Las mujeres hemos estado históricamente en una situación de desigualdad, lo cual se ha traducido en diferentes ámbitos de la vida cotidiana: en el sistema laboral, educacional, de pensiones y en cuanto a las víctimas de violencia, entre otros.
En el ámbito laboral, se expresa en la precarización de sus empleos, muchos de ellos se encuentran en la informalidad y son mal remunerados, sin contratos de trabajo, sin pagos de la seguridad social y sin seguro de cesantía, entre otras dimensiones.
Para el caso de Chile, el trabajo informal es del 30,4%, sin embargo, si se observa según género, 26,3% son hombres y 31% mujeres. Esto demuestra que la mayor parte del trabajo informal es femenino. Por otra parte, en nuestro país la brecha salarial en función de género sigue siendo alta, alcanzando valores por el sobre el 20%.
Sumado a lo anterior, cabe destacar que las mujeres son quienes, en una proporción muchísimo mayor, desempeñan las tareas domésticas en el hogar y el cuidado de terceras personas. Es importante destacar que las personas que no están trabajando por razones familiares permanentes, por ejemplo el cuidado de un enfermo, son en un 97% mujeres.
En cuanto a las pensiones, según el último informe de la Superintendencia de Pensiones, las mujeres reciben 39% menos de pensiones que los hombres. De esta manera, la jubilación promedio de las mujeres chilenas es sólo de $176.856.
Otro de los ámbitos más complejos y desoladores es la situación de violencia que viven a diario muchas mujeres.
Al menos un tercio declara haber sido víctima de violencia alguna vez en su vida. Y, en el caso más extremo, como son los femicidios, en lo que va del 2020 ya son 10 los femicidios consumados y 27 los frustrados. En esta misma fecha del año pasado eran 11 los femicidios consumados, lo cual nos comprueba que la violencia de género está lejos de erradicarse.
La desigualdad que se expresa en el ámbito laboral, de pensiones y en las víctimas de violencia demuestra sólo una parte de lo que viven las mujeres a diario. Y, todas estas desigualdades se han visto acentuadas con la crisis que hoy atraviesa nuestro país y el mundo a propósito de la pandemia declarada por el Covid-19.
En el caso de los trabajadores con empleos precarios, una de las labores más invisibilizadas y que han quedado en una situación de desprotección mayor, ha sido la de las trabajadoras de casa particular.
Una gran parte de ellas no tiene contrato de trabajo ni seguro social, y para proteger su propia vida, no han asistido a sus lugares de trabajo desde que comenzó la pandemia. Es indudable que el Estado debe hacerse cargo de esta situación de precariedad y desprotección que afecta en gran medida a las mujeres.
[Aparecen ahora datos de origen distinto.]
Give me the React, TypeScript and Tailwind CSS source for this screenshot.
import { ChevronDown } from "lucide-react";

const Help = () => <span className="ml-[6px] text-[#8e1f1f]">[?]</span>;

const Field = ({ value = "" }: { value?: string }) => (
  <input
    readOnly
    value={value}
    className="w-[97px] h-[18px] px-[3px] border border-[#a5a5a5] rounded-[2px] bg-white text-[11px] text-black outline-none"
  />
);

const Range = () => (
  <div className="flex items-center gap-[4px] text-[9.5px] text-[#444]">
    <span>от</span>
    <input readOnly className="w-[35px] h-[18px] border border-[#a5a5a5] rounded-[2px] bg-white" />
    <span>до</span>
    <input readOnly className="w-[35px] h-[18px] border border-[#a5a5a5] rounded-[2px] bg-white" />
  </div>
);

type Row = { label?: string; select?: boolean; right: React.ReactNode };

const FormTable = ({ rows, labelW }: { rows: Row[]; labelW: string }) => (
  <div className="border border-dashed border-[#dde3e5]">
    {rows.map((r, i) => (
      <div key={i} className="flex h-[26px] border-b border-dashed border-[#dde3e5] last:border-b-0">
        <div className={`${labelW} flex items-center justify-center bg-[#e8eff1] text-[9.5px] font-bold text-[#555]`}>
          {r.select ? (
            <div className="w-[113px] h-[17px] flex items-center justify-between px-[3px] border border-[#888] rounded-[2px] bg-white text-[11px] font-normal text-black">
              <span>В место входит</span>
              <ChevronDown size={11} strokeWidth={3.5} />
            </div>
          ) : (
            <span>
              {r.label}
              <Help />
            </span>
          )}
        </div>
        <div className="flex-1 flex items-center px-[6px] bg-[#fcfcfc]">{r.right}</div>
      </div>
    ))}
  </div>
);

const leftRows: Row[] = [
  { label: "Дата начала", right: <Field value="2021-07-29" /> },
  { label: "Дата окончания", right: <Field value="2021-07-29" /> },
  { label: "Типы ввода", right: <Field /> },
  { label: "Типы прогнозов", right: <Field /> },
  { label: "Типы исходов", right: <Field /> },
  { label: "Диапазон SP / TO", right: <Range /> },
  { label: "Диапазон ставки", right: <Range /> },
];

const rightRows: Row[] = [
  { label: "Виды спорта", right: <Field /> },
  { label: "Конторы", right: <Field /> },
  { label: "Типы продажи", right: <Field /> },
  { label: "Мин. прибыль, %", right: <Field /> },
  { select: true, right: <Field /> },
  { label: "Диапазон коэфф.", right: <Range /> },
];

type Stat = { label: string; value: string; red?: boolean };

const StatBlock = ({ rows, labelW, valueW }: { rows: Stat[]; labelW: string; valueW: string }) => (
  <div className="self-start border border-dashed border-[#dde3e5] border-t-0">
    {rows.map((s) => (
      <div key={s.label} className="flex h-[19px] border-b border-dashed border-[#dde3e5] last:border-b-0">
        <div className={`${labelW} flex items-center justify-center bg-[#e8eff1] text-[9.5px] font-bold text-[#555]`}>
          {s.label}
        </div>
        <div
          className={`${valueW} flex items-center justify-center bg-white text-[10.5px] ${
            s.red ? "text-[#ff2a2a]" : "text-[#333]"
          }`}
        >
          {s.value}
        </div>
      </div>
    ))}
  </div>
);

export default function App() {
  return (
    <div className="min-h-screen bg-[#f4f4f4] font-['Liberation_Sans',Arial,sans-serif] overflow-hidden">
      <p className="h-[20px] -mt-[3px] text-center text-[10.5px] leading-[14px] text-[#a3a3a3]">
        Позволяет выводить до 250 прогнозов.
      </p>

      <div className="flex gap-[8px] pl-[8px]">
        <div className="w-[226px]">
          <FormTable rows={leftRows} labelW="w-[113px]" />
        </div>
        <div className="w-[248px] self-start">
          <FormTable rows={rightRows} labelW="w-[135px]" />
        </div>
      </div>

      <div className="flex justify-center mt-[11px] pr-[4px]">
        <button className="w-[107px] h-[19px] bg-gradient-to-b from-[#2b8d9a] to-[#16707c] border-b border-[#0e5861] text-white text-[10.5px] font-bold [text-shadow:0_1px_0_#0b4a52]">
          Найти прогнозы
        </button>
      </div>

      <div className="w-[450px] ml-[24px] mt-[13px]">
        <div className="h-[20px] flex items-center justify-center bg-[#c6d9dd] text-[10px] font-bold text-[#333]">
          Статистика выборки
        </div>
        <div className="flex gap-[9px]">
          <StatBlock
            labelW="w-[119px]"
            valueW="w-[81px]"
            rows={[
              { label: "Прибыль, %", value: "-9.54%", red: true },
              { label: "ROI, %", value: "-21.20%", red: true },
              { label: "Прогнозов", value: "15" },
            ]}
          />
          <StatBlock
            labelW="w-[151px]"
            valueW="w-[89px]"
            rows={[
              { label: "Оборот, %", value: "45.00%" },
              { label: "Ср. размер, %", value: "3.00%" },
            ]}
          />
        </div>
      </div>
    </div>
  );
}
Por su parte, y en el contexto del aislamiento social que estamos viviendo, muchas personas están desarrollando otras formas de trabajar, fundamentalmente mediante el teletrabajo.
Sabemos que son las mujeres quienes realizan, en mayor medida, las tareas domésticas al interior de los hogares. El contexto de teletrabajo lleva consigo la precarización de las mujeres, teniendo muchas veces que lidiar con las labores domésticas al interior del hogar, el cuidado de terceros y el mismo teletrabajo.
Finalmente, y lo más complejo de la situación de precariedad que viven las mujeres es la violencia al interior de sus hogares.
El aislamiento social y el “quédate en casa”, para muchas mujeres, se ha convertido en un infierno, en la convivencia a diaria con su agresor.
La ONU ya se pronunció por el aumento de la violencia doméstica ante el escenario del coronavirus e hizo un llamado a los gobiernos a mirar detenidamente el alza de las denuncias a propósito de la violencia al interior de los hogares.
Ante esto, el ministerio de la Mujer debe actuar rápido y reforzar las medidas que vayan en el sentido de proteger a las mujeres que hoy están siendo víctimas de violencia de género.
Para esto, al menos, se deben tomar las siguientes medidas: aumentar la inversión en los servicios de ayuda en línea y facilitar la comunicación con las mujeres víctimas de violencia; establecer sistemas de alertas; reforzar las casas de acogida para que las mujeres no tengan que convivir con su agresor; ampliar las campañas comunicacionales dirigidas a prevenir la violencia y a informar los canales que tienen las mujeres para hacer denuncias seguras.
Los costos de esta pandemia no la deben pagar las y los trabajadores, no la pueden pagar los más pobres, no la pueden pagar las mujeres que hoy viven un infierno en el lugar que debiera ser el más seguro para ellas, sus casas. Nuestro imperativo ético mínimo es forzar a que el Estado otorgue bienestar y asegure dignidad para quienes hoy pasan momentos difíciles.